Another way to try Jade Mountain’s authentic cocoa is at breakfast, also hosted at the Jade Mountain Club. If it’s a Sunday, do as the locals do and sip on a rich cup of cocoa tea. Jade makes theirs with coconut milk paired with its national green fig and saltfish dish. Jade’s version features House-Cured Dorado, Green Banana, Avocado Dip, Cucumber-Tomato Salad, and Coconut Oil.
To truly know an island, one must see and experience it from the water. Vanessa and I boarded the Jazzy Sunset Cruise before devouring our fantastic dinner. Led by a small crew and accompanied by several couples, we sailed around the resort while enjoying live jazz music. Instrumental rifts on Ed Sheeran, Celine Dion, and Bob Marley’s classic songs played throughout the evening. Before the sun slowly transformed from a bright yellow to burnt orange, the cruise entered an area where fins flapped in the glistening waters––we saw dolphins. These majestic sea creatures gave us another outstanding performance that accompanied the music and extraordinary views of the Pitons.

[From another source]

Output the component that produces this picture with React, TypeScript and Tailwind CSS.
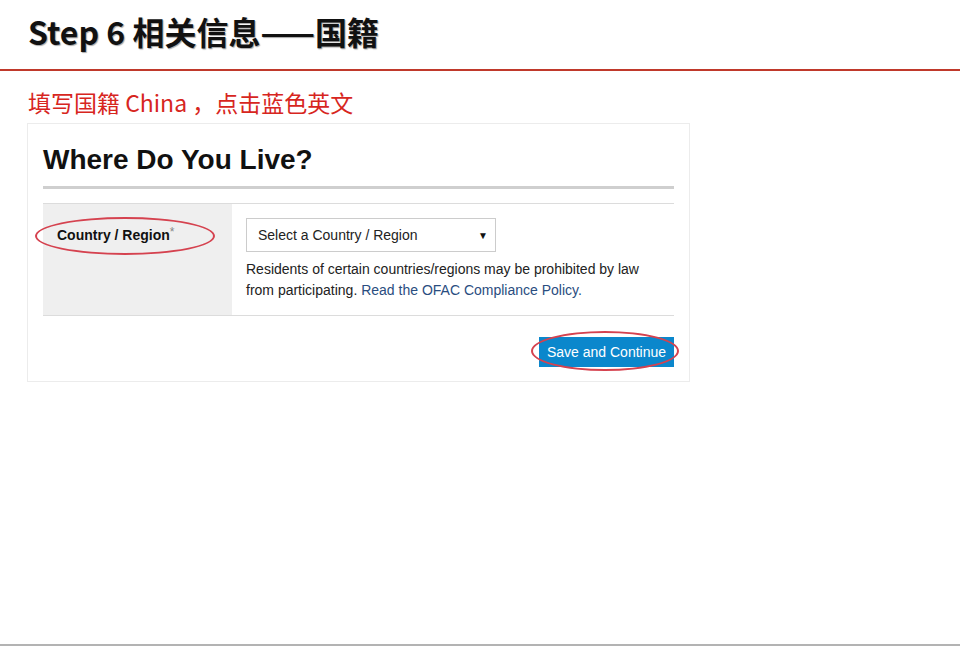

Succumbing to relaxation and becoming a total beach bum is perhaps the top priority when visiting any island. At least, it was for Vanessa and me. Although our time was limited, we made it our mission to visit one of the two beautiful, natural, soft sand beaches near Jade Mountain. We took a free shuttle to Anse Chastanet Beach in the wee hours of the morning before returning to reality, where the rhythmic waves rolling ashore would be replaced by aggressive drivers honking their horns.
If you have more time, you should also visit the Anse Mamin, accessible by the resort’s complimentary shuttle service. Like Anse Chastnet, this beach is listed as one of the island’s most exotic beaches.
Whether you’re a guest of a resort or not doesn’t matter – in St. Lucia, all beaches are public property. As a result, everyone has the right to enjoy any beach on the island, regardless of its location.
When Vanessa and I passed security check at Hewanorra International Airport, we both sat in silence, reminiscing our short and magical experience at Jade Mountain, a paradise offering us a world of unmatched beauty.